Exercise goal: Scan the records for the word "this". Copy each line that includes it.

========

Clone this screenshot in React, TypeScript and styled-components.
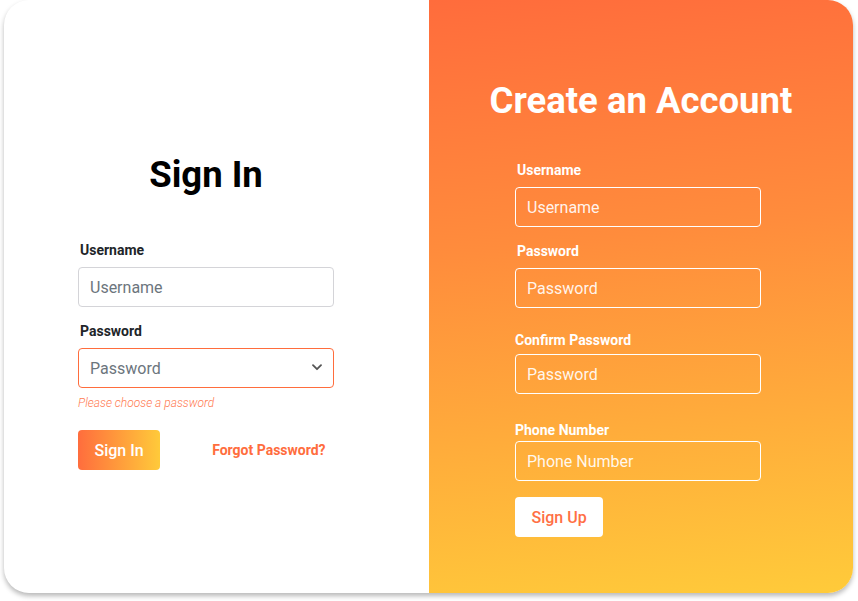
import React from "react";
import styled, { createGlobalStyle } from "styled-components";

const Global = createGlobalStyle`
  html, body { margin: 0; padding: 0; background: #ffffff; }
  body { font-family: Roboto, "Liberation Sans", Arial, sans-serif; }
  * { box-sizing: border-box; }
`;

const ORANGE = "#ff6d3d";
const YELLOW = "#ffca3a";

const Page = styled.div`
  width: 858px;
  height: 601px;
  padding: 0 0 0 4px;
`;

const Card = styled.div`
  width: 849px;
  height: 593px;
  display: flex;
  border-radius: 25px;
  overflow: hidden;
  background: #ffffff;
  box-shadow: 0 3px 5px rgba(0, 0, 0, 0.28);
`;

const LeftPanel = styled.section`
  width: 425px;
  flex: none;
  padding: 154px 0 0 74px;
  display: flex;
  flex-direction: column;
`;

const RightPanel = styled.section`
  flex: 1;
  padding: 80px 0 0 0;
  display: flex;
  flex-direction: column;
  background: linear-gradient(174deg, #ff6c3c 0%, #ff8c3c 40%, #ffcb3a 100%);
`;

const Column = styled.div<{ $width: number; $ml?: number }>`
  width: ${(p) => p.$width}px;
  margin-left: ${(p) => p.$ml ?? 0}px;
  display: flex;
  flex-direction: column;
`;

const Title = styled.h1<{ $light?: boolean }>`
  margin: 0;
  font-size: 36.5px;
  line-height: 42px;
  font-weight: 700;
  text-align: center;
  white-space: nowrap;
  color: ${(p) => (p.$light ? "#ffffff" : "#000000")};
`;

const Field = styled.div<{ $mt: number; $gap: number }>`
  display: flex;
  flex-direction: column;
  margin-top: ${(p) => p.$mt}px;
  gap: ${(p) => p.$gap}px;
`;

const Label = styled.label<{ $light?: boolean; $indent?: boolean }>`
  font-size: 14px;
  line-height: 17px;
  font-weight: 700;
  padding-left: ${(p) => (p.$indent ? 2 : 0)}px;
  color: ${(p) => (p.$light ? "#ffffff" : "#212529")};
`;

const Input = styled.input<{ $light?: boolean }>`
  width: 100%;
  height: 40px;
  padding: 0 11px;
  border-radius: 4px;
  font-family: Roboto, "Liberation Sans", Arial, sans-serif;
  font-size: 16px;
  outline: none;
  background: transparent;
  border: 1px solid ${(p) => (p.$light ? "#ffffff" : "#d4d4d8")};
  color: ${(p) => (p.$light ? "#ffffff" : "#495057")};
  &::placeholder {
    color: ${(p) => (p.$light ? "rgba(255,255,255,0.92)" : "#6c757d")};
    opacity: 1;
  }
`;

const SelectWrap = styled.div`
  position: relative;
  width: 100%;
`;

const Select = styled.select`
  appearance: none;
  -webkit-appearance: none;
  width: 100%;
  height: 40px;
  padding: 0 11px;
  border: 1px solid ${ORANGE};
  border-radius: 4px;
  background: #ffffff;
  font-family: Roboto, "Liberation Sans", Arial, sans-serif;
  font-size: 16px;
  color: #6c757d;
  outline: none;
`;

const Chevron = styled.svg`
  position: absolute;
  right: 12px;
  top: 16px;
  pointer-events: none;
`;

const ErrorText = styled.div`
  margin-top: 8px;
  font-size: 12px;
  line-height: 14px;
  font-style: italic;
  font-weight: 300;
  color: #ff7b52;
`;

const Actions = styled.div`
  margin-top: 20px;
  display: flex;
  align-items: center;
  gap: 52px;
`;

const Button = styled.button<{ $variant: "gradient" | "white" }>`
  height: 40px;
  padding: 0 16.5px;
  border: none;
  border-radius: 4px;
  font-family: Roboto, "Liberation Sans", Arial, sans-serif;
  font-size: 16px;
  font-weight: 500;
  cursor: pointer;
  align-self: flex-start;
  background: ${(p) =>
    p.$variant === "gradient"
      ? `linear-gradient(90deg, ${ORANGE} 0%, ${YELLOW} 100%)`
      : "#ffffff"};
  color: ${(p) => (p.$variant === "gradient" ? "#ffffff" : "#ff6f45")};
`;

const SignUpButton = styled(Button)`
  margin-top: 16px;
`;

const LinkText = styled.a`
  font-size: 14px;
  font-weight: 700;
  color: ${ORANGE};
  text-decoration: none;
`;

export default function App() {
  return (
    <>
      <Global />
      <Page>
        <Card>
          <LeftPanel>
            <Column $width={256}>
              <Title>Sign In</Title>
              <Field $mt={46} $gap={8}>
                <Label $indent>Username</Label>
                <Input placeholder="Username" />
              </Field>
              <Field $mt={16} $gap={8}>
                <Label $indent>Password</Label>
                <SelectWrap>
                  <Select defaultValue="">
                    <option value="" disabled>
                      Password
                    </option>
                  </Select>
                  <Chevron width="10" height="7" viewBox="0 0 10 7">
                    <polyline
                      points="1,1.2 5,5.2 9,1.2"
                      fill="none"
                      stroke="#555"
                      strokeWidth="1.8"
                      strokeLinecap="round"
                      strokeLinejoin="round"
                    />
                  </Chevron>
                </SelectWrap>
              </Field>
              <ErrorText>Please choose a password</ErrorText>
              <Actions>
                <Button $variant="gradient">Sign In</Button>
                <LinkText href="#">Forgot Password?</LinkText>
              </Actions>
            </Column>
          </LeftPanel>
          <RightPanel>
            <Title $light>Create an Account</Title>
            <Column $width={246} $ml={86}>
              <Field $mt={40} $gap={8}>
                <Label $light $indent>Username</Label>
                <Input $light placeholder="Username" />
              </Field>
              <Field $mt={16} $gap={8}>
                <Label $light $indent>Password</Label>
                <Input $light type="password" placeholder="Password" />
              </Field>
              <Field $mt={24} $gap={5}>
                <Label $light>Confirm Password</Label>
                <Input $light type="password" placeholder="Password" />
              </Field>
              <Field $mt={28} $gap={2}>
                <Label $light>Phone Number</Label>
                <Input $light placeholder="Phone Number" />
              </Field>
              <SignUpButton $variant="white">Sign Up</SignUpButton>
            </Column>
          </RightPanel>
        </Card>
      </Page>
    </>
  );
}
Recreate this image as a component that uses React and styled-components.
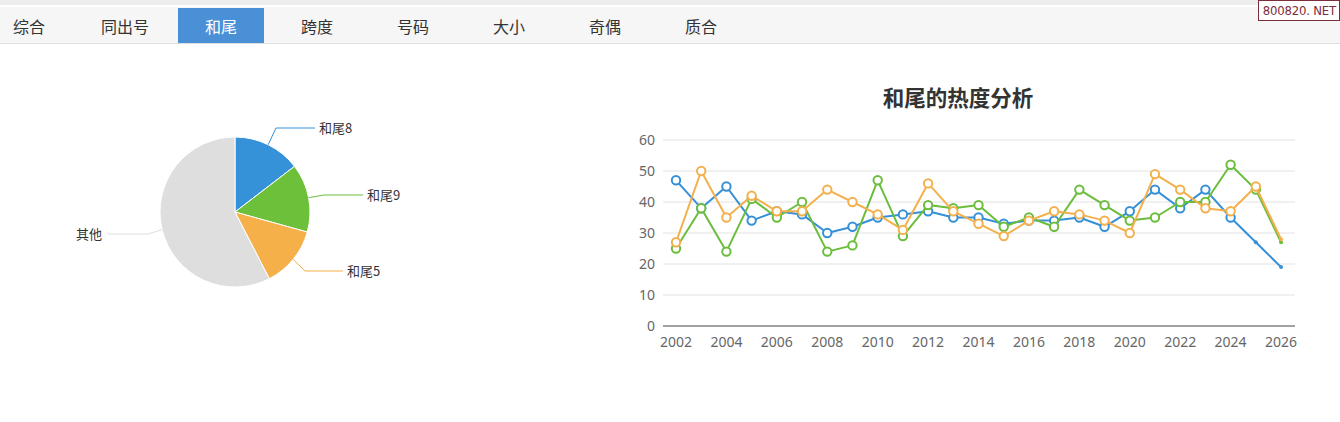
import React from "react";
import styled, { createGlobalStyle } from "styled-components";

const GlobalStyle = createGlobalStyle`
  body {
    margin: 0;
    background: #fff;
    font-family: "Noto Sans CJK SC", "Noto Sans", sans-serif;
    color: #333;
  }
`;

const tabs = ["综合", "同出号", "和尾", "跨度", "号码", "大小", "奇偶", "质合"];

const years = Array.from({ length: 25 }, (_, i) => 2002 + i);

const series = [
  {
    color: "#3590d8",
    data: [47, 38, 45, 34, 37, 36, 30, 32, 35, 36, 37, 35, 35, 33, 34, 34, 35, 32, 37, 44, 38, 44, 35, 27, 19],
    small: [23, 24],
  },
  {
    color: "#6bbd3c",
    data: [25, 38, 24, 41, 35, 40, 24, 26, 47, 29, 39, 38, 39, 32, 35, 32, 44, 39, 34, 35, 40, 40, 52, 44, 27],
    small: [24],
  },
  {
    color: "#f3b04c",
    data: [27, 50, 35, 42, 37, 37, 44, 40, 36, 31, 46, 37, 33, 29, 34, 37, 36, 34, 30, 49, 44, 38, 37, 45, 28],
    small: [24],
  },
];

const slices = [
  { name: "和尾8", value: 52.5, color: "#3592d9" },
  { name: "和尾9", value: 53, color: "#6cc03a" },
  { name: "和尾5", value: 47.3, color: "#f5b04a" },
  { name: "其他", value: 207.2, color: "#dedede" },
];

export default function App() {
  return (
    <Page>
      <GlobalStyle />
      <TopStrip />
      <TabBar>
        {tabs.map((t) => (
          <Tab key={t} $active={t === "和尾"}>
            {t}
          </Tab>
        ))}
      </TabBar>
      <Watermark>800820. NET</Watermark>
      <Content>
        <PiePanel>
          <PieChart />
        </PiePanel>
        <ChartPanel>
          <ChartTitle>和尾的热度分析</ChartTitle>
          <LineChart />
        </ChartPanel>
      </Content>
    </Page>
  );
}

const polar = (cx, cy, r, deg) => {
  const a = (deg * Math.PI) / 180;
  return [cx + r * Math.sin(a), cy - r * Math.cos(a)];
};

const PieChart = () => {
  const cx = 235;
  const cy = 168;
  const r = 75;
  let start = 0;
  const labels = {
    和尾8: { elbow: [276, 84], end: [315, 84], anchor: "start" },
    和尾9: { elbow: [324, 151], end: [363, 151], anchor: "start" },
    和尾5: { elbow: [305, 227], end: [343, 227], anchor: "start" },
    其他: { elbow: [148, 190], end: [108, 190], anchor: "end" },
  };
  return (
    <svg width="630" height="320" viewBox="0 0 630 320">
      {slices.map((s) => {
        const end = start + s.value;
        const [x1, y1] = polar(cx, cy, r, start);
        const [x2, y2] = polar(cx, cy, r, end);
        const large = s.value > 180 ? 1 : 0;
        const mid = start + s.value / 2;
        const [mx, my] = polar(cx, cy, r, mid);
        const l = labels[s.name];
        start = end;
        return (
          <g key={s.name}>
            <path
              d={`M${cx},${cy} L${x1},${y1} A${r},${r} 0 ${large} 1 ${x2},${y2} Z`}
              fill={s.color}
              stroke="#fff"
              strokeWidth="1"
            />
            <polyline
              points={`${mx},${my} ${l.elbow[0]},${l.elbow[1]} ${l.end[0]},${l.end[1]}`}
              fill="none"
              stroke={s.color}
              strokeWidth="1"
            />
            <text
              x={l.anchor === "start" ? l.end[0] + 4 : l.end[0] - 6}
              y={l.end[1] + 4.5}
              textAnchor={l.anchor}
              fontSize="13"
              fill="#333"
              fontFamily='"Noto Sans CJK SC", "Noto Sans", sans-serif'
            >
              {s.name}
            </text>
          </g>
        );
      })}
    </svg>
  );
};

const LineChart = () => {
  const x = (i) => 46 + i * 25.21;
  const y = (v) => 216 - v * 3.1;
  return (
    <svg width="710" height="250" viewBox="0 0 710 250">
      {[10, 20, 30, 40, 50, 60].map((v) => (
        <line key={v} x1="33" x2="665" y1={y(v)} y2={y(v)} stroke="#e2e2e2" strokeWidth="1" />
      ))}
      <line x1="33" x2="665" y1={y(0)} y2={y(0)} stroke="#444" strokeWidth="1" />
      {[0, 10, 20, 30, 40, 50, 60].map((v) => (
        <AxisText key={v} x="25" y={y(v) + 5} textAnchor="end">
          {v}
        </AxisText>
      ))}
      {years.map((yr, i) =>
        i % 2 === 0 ? (
          <AxisText key={yr} x={x(i)} y="237" textAnchor="middle">
            {yr}
          </AxisText>
        ) : null
      )}
      {series.map((s) => (
        <g key={s.color}>
          <polyline
            points={s.data.map((v, i) => `${x(i)},${y(v)}`).join(" ")}
            fill="none"
            stroke={s.color}
            strokeWidth="2"
            strokeLinejoin="round"
          />
          {s.data.map((v, i) =>
            s.small.includes(i) ? (
              <circle key={i} cx={x(i)} cy={y(v)} r="2" fill={s.color} />
            ) : (
              <circle key={i} cx={x(i)} cy={y(v)} r="4.2" fill="#fff" stroke={s.color} strokeWidth="2" />
            )
          )}
        </g>
      ))}
    </svg>
  );
};

const Page = styled.div`
  position: relative;
  width: 1340px;
  height: 422px;
  overflow: hidden;
  background: #fff;
`;

const TopStrip = styled.div`
  height: 5px;
  background: #ededed;
  border-bottom: 2px solid #fff;
`;

const TabBar = styled.div`
  display: flex;
  gap: 10px;
  height: 35px;
  margin-left: -14px;
  padding-top: 1px;
  background: #f6f6f6;
  border-bottom: 1px solid #dedede;
`;

const Tab = styled.div`
  width: 86px;
  display: flex;
  align-items: center;
  justify-content: center;
  font-size: 16px;
  color: ${(p) => (p.$active ? "#fff" : "#333")};
  background: ${(p) => (p.$active ? "#4a90d6" : "transparent")};
`;

const Watermark = styled.div`
  position: absolute;
  top: 0;
  right: 0;
  height: 19px;
  padding: 0 3px 0 4px;
  display: flex;
  align-items: center;
  background: #fff;
  border: 1px solid #7d2c3c;
  color: #7d2c3c;
  font-family: "DejaVu Sans Condensed", "Liberation Sans", sans-serif;
  font-size: 13px;
  letter-spacing: -0.2px;
`;

const Content = styled.div`
  display: flex;
`;

const PiePanel = styled.div`
  width: 630px;
`;

const ChartPanel = styled.div`
  width: 710px;
  display: flex;
  flex-direction: column;
`;

const ChartTitle = styled.div`
  margin-top: 39px;
  height: 27px;
  line-height: 27px;
  padding-right: 54px;
  text-align: center;
  font-size: 21.5px;
  font-weight: bold;
  color: #333;
`;

const AxisText = styled.text`
  font-family: "Noto Sans", "Open Sans", sans-serif;
  font-size: 14px;
  fill: #666;
`;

========

Task answer:
Clone this screenshot in React, TypeScript and styled-components.
Recreate this image as a component that uses React and styled-components.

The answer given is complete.